McPhee noted that the Association of Public and Land-grant Universities also named MTSU one of five national finalists for its Project Degree Completion Award. The honor recognizes institutions that employ innovative approaches to improve retention and degree completion.
McPhee also praised the Division of University Advancement for making fiscal year 2015 one of the top five fundraising years in MTSU history.
Gifts to MTSU in that time period exceeded $11 million, including the establishment of an international scholarship program and major donations to the University Honors College, the College of Behavioral and Health Sciences and the Blue Raider Athletic Association.
In looking ahead, McPhee addressed upcoming work on reaccreditation by the Southern Association of Colleges and Schools Commission on Colleges, which sets standards to assure academic credibility and effectiveness in higher education in the Southern states.
Representatives of the accrediting body are scheduled to visit MTSU in March 2016. In preparation for that visit, McPhee noted that MT Engage, a plan to help faculty infuse their classes with more stimulating teaching, was initiated in fall 2014. Plans are underway for a full-scale launch of MT Engage in fall 2016.

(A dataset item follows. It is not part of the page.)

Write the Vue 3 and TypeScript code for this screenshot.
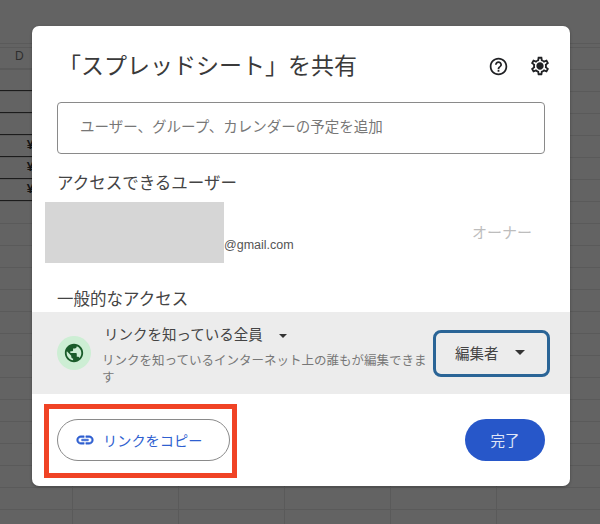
<script setup lang="ts">
// 背景シートの行（D列のみ見えている）
const sheetRows = ['', '', '', '¥', '¥', '¥'];
</script>

<template>
  <div class="page">
    <div class="sheet-left">
      <div class="col-head">D</div>
      <div v-for="(row, i) in sheetRows" :key="i" class="sheet-row">{{ row }}</div>
    </div>

    <div class="dialog">
      <header class="dialog-head">
        <h1 class="title">「スプレッドシート」を共有</h1>
        <div class="head-icons">
          <svg width="21" height="21" viewBox="0 0 24 24" fill="#202124">
            <path d="M11 18h2v-2h-2v2zm1-16C6.48 2 2 6.48 2 12s4.48 10 10 10 10-4.48 10-10S17.52 2 12 2zm0 18c-4.41 0-8-3.59-8-8s3.59-8 8-8 8 3.59 8 8-3.59 8-8 8zm0-14c-2.21 0-4 1.79-4 4h2c0-1.1.9-2 2-2s2 .9 2 2c0 2-3 1.75-3 5h2c0-2.25 3-2.5 3-5 0-2.21-1.79-4-4-4z" />
          </svg>
          <svg width="22" height="22" viewBox="0 0 24 24" fill="#202124">
            <path d="M19.43 12.98c.04-.32.07-.64.07-.98s-.03-.66-.07-.98l2.11-1.65c.19-.15.24-.42.12-.64l-2-3.46c-.12-.22-.39-.3-.61-.22l-2.49 1c-.52-.4-1.08-.73-1.69-.98l-.38-2.65C14.46 2.18 14.25 2 14 2h-4c-.25 0-.46.18-.49.42l-.38 2.65c-.61.25-1.17.59-1.69.98l-2.49-1c-.23-.09-.49 0-.61.22l-2 3.46c-.13.22-.07.49.12.64l2.11 1.65c-.04.32-.07.65-.07.98s.03.66.07.98l-2.11 1.65c-.19.15-.24.42-.12.64l2 3.46c.12.22.39.3.61.22l2.49-1c.52.4 1.08.73 1.69.98l.38 2.65c.03.24.24.42.49.42h4c.25 0 .46-.18.49-.42l.38-2.65c.61-.25 1.17-.59 1.69-.98l2.49 1c.23.09.49 0 .61-.22l2-3.46c.12-.22.07-.49-.12-.64l-2.11-1.65zM17.45 11.27c.04.31.05.52.05.73 0 .21-.02.43-.05.73l-.14 1.13.89.7 1.08.84-.7 1.21-1.27-.51-1.04-.42-.9.68c-.43.32-.84.56-1.25.73l-1.06.43-.16 1.13-.2 1.35h-1.4l-.19-1.35-.16-1.13-1.06-.43c-.43-.18-.83-.41-1.23-.71l-.91-.7-1.06.43-1.27.51-.7-1.21 1.08-.84.89-.7-.14-1.13c-.03-.31-.05-.54-.05-.74s.02-.43.05-.73l.14-1.13-.89-.7-1.08-.84.7-1.21 1.27.51 1.04.42.9-.68c.43-.32.84-.56 1.25-.73l1.06-.43.16-1.13.2-1.35h1.39l.19 1.35.16 1.13 1.06.43c.43.18.83.41 1.23.71l.91.7 1.06-.43 1.27-.51.7 1.21-1.07.85-.89.7.14 1.13zM12 8c-2.21 0-4 1.79-4 4s1.79 4 4 4 4-1.79 4-4-1.79-4-4-4z" />
          </svg>
        </div>
      </header>

      <div class="add-input">ユーザー、グループ、カレンダーの予定を追加</div>

      <h2 class="section-title users-title">アクセスできるユーザー</h2>
      <div class="owner-row">
        <div class="masked"></div>
        <span class="mail">@gmail.com</span>
        <span class="owner">オーナー</span>
      </div>

      <h2 class="section-title general-title">一般的なアクセス</h2>
      <div class="access-row">
        <div class="globe">
          <svg width="22" height="22" viewBox="0 0 24 24" fill="#1a5c2a">
            <path d="M12 2C6.48 2 2 6.48 2 12s4.48 10 10 10 10-4.48 10-10S17.52 2 12 2zm-1 17.93c-3.95-.49-7-3.85-7-7.93 0-.62.08-1.21.21-1.79L9 15v1c0 1.1.9 2 2 2v1.93zm6.9-2.54c-.26-.81-1-1.39-1.9-1.39h-1v-3c0-.55-.45-1-1-1H8v-2h2c.55 0 1-.45 1-1V7h2c1.1 0 2-.9 2-2v-.41c2.93 1.19 5 4.06 5 7.41 0 2.08-.8 3.97-2.1 5.39z" />
          </svg>
        </div>
        <div class="access-text">
          <div class="access-name">リンクを知っている全員<span class="caret small"></span></div>
          <div class="access-desc">リンクを知っているインターネット上の誰もが編集できます</div>
        </div>
        <div class="role-select">編集者<span class="caret"></span></div>
      </div>

      <footer class="dialog-foot">
        <div class="copy-mark">
          <button class="copy-btn">
            <svg width="20" height="20" viewBox="0 0 24 24" fill="#2f5fd0" stroke="#2f5fd0" stroke-width="0.6">
              <path d="M3.9 12c0-1.71 1.39-3.1 3.1-3.1h4V7H7c-2.76 0-5 2.24-5 5s2.24 5 5 5h4v-1.9H7c-1.71 0-3.1-1.39-3.1-3.1zM8 13h8v-2H8v2zm9-6h-4v1.9h4c1.71 0 3.1 1.39 3.1 3.1s-1.39 3.1-3.1 3.1h-4V17h4c2.76 0 5-2.24 5-5s-2.24-5-5-5z" />
            </svg>
            リンクをコピー
          </button>
        </div>
        <button class="done-btn">完了</button>
      </footer>
    </div>
  </div>
</template>

<style>
html,
body {
  margin: 0;
  background: #636363;
}
</style>

<style scoped>
.page {
  width: 600px;
  height: 524px;
  box-sizing: border-box;
  padding: 26px 30px 38px 0;
  display: flex;
  overflow: hidden;
  font-family: "Liberation Sans", "Noto Sans CJK JP", sans-serif;
  background-color: #636363;
  /* 上のバンドはツールバー部分、その下にシートの罫線 */
  background-image:
    linear-gradient(#636363 43px, #5a5a5a 43px, #5a5a5a 44px, transparent 44px),
    linear-gradient(#5a5a5a 1px, transparent 1px),
    linear-gradient(90deg, #5a5a5a 1px, transparent 1px);
  background-size: 100% 100%, 106px 22px, 106px 22px;
  background-position: 0 0, 0 3px, 72px 0;
}

.sheet-left {
  width: 32px;
  flex: none;
  margin-top: 17px;
}

.col-head {
  height: 26px;
  line-height: 25px;
  padding-left: 15px;
  font-size: 12px;
  color: #2e2e2e;
  border-top: 1px solid #5a5a5a;
  border-bottom: 1px solid #5a5a5a;
  box-sizing: border-box;
}

.sheet-row {
  width: 34px;
  height: 22px;
  box-sizing: border-box;
  border-bottom: 1px solid #1c1c1c;
  text-align: right;
  font-size: 13px;
  line-height: 20px;
  font-weight: 700;
  color: #151515;
}

.dialog {
  width: 538px;
  height: 460px;
  flex: none;
  background: #fff;
  border-radius: 7px;
  display: flex;
  flex-direction: column;
  box-shadow: 0 1px 3px rgba(0, 0, 0, 0.3);
  position: relative;
}

.dialog-head {
  display: flex;
  align-items: center;
  justify-content: space-between;
  height: 76px;
  padding: 0 19px 0 26px;
  box-sizing: border-box;
}

.title {
  margin: 0;
  font-size: 23px;
  font-weight: 400;
  color: #3a3a3a;
}

.head-icons {
  display: flex;
  align-items: center;
  gap: 20px;
  margin-top: 4px;
}

.add-input {
  margin: 0 25px;
  height: 52px;
  border: 1px solid #8a8a8a;
  border-radius: 4px;
  box-sizing: border-box;
  padding: 0 22px;
  line-height: 49px;
  font-size: 14.5px;
  color: #777;
}

.section-title {
  margin: 0 0 0 25px;
  font-size: 16.5px;
  line-height: 24px;
  font-weight: 400;
  color: #444;
}

.users-title {
  margin-top: 17px;
}

.owner-row {
  display: flex;
  align-items: flex-end;
  margin: 7px 38px 0 13px;
  height: 61px;
}

.masked {
  width: 179px;
  height: 61px;
  background: #d6d6d6;
}

.mail {
  font-size: 12.5px;
  color: #555;
  line-height: 14px;
  margin-bottom: 11px;
}

.owner {
  margin-left: auto;
  font-size: 15px;
  line-height: 20px;
  color: #bdbdbd;
  align-self: center;
}

.general-title {
  margin-top: 24px;
  margin-bottom: 1px;
}

.access-row {
  display: flex;
  align-items: center;
  height: 82px;
  padding: 0 20px 0 25px;
  background: #ececec;
  box-sizing: border-box;
}

.globe {
  width: 34px;
  height: 34px;
  border-radius: 50%;
  background: #cdeed4;
  display: flex;
  align-items: center;
  justify-content: center;
  flex: none;
}

.access-text {
  width: 330px;
  margin-left: 11px;
  padding-top: 5px;
  flex: none;
}

.access-name {
  font-size: 14.5px;
  line-height: 20px;
  color: #444;
  margin-left: 2px;
}

.access-desc {
  font-size: 12.5px;
  line-height: 17px;
  color: #777;
  margin-top: 8px;
}

.caret {
  display: inline-block;
  margin-left: 16px;
  vertical-align: middle;
  border-left: 5px solid transparent;
  border-right: 5px solid transparent;
  border-top: 5px solid #333;
}

.caret.small {
  border-left-width: 4px;
  border-right-width: 4px;
  border-top-width: 4px;
}

.role-select {
  margin-left: auto;
  width: 117px;
  height: 47px;
  border: 3px solid #2a6496;
  border-radius: 8px;
  box-sizing: border-box;
  display: flex;
  align-items: center;
  padding: 0 0 2px 19px;
  font-size: 14.5px;
  color: #444;
}

.dialog-foot {
  flex: 1;
  display: flex;
  align-items: flex-start;
  justify-content: space-between;
  padding: 10px 25px 0 12px;
}

.copy-mark {
  border: 5px solid #f04325;
  padding: 10px 2px 12px 8px;
}

.copy-btn {
  width: 173px;
  height: 42px;
  border: 1px solid #8a8a8a;
  border-radius: 21px;
  background: #fff;
  display: flex;
  align-items: center;
  gap: 8px;
  padding: 0 0 0 17px;
  font: inherit;
  font-size: 14.2px;
  color: #2f5fd0;
  box-sizing: border-box;
}

.done-btn {
  width: 80px;
  height: 42px;
  margin-top: 15px;
  border: none;
  border-radius: 21px;
  background: #2757c9;
  padding: 0 0 2px;
  font: inherit;
  font-size: 14.5px;
  color: #dfe6f7;
}
</style>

“Clearly, the university is committed to the success of every student, and we have committed considerable resources to making MTSU a success-oriented institution,” McPhee said.
That commitment includes facility upgrades, he said, noting among other projects the ongoing renovations to the Davis and Wiser-Patten science buildings and the Bell Street multipurpose building as well as the recently opened Adams Indoor Tennis Complex at Old Fort Park that will be home to Blue Raider tennis.
You can read the president’s address in its entirety via PDF here.
The Fall Faculty Meeting is also a time where outstanding faculty awards are presented. Dr. Carroll Van West, director of the Center for Historic Preservation and Tennessee State Historian, received the Career Achievement Award.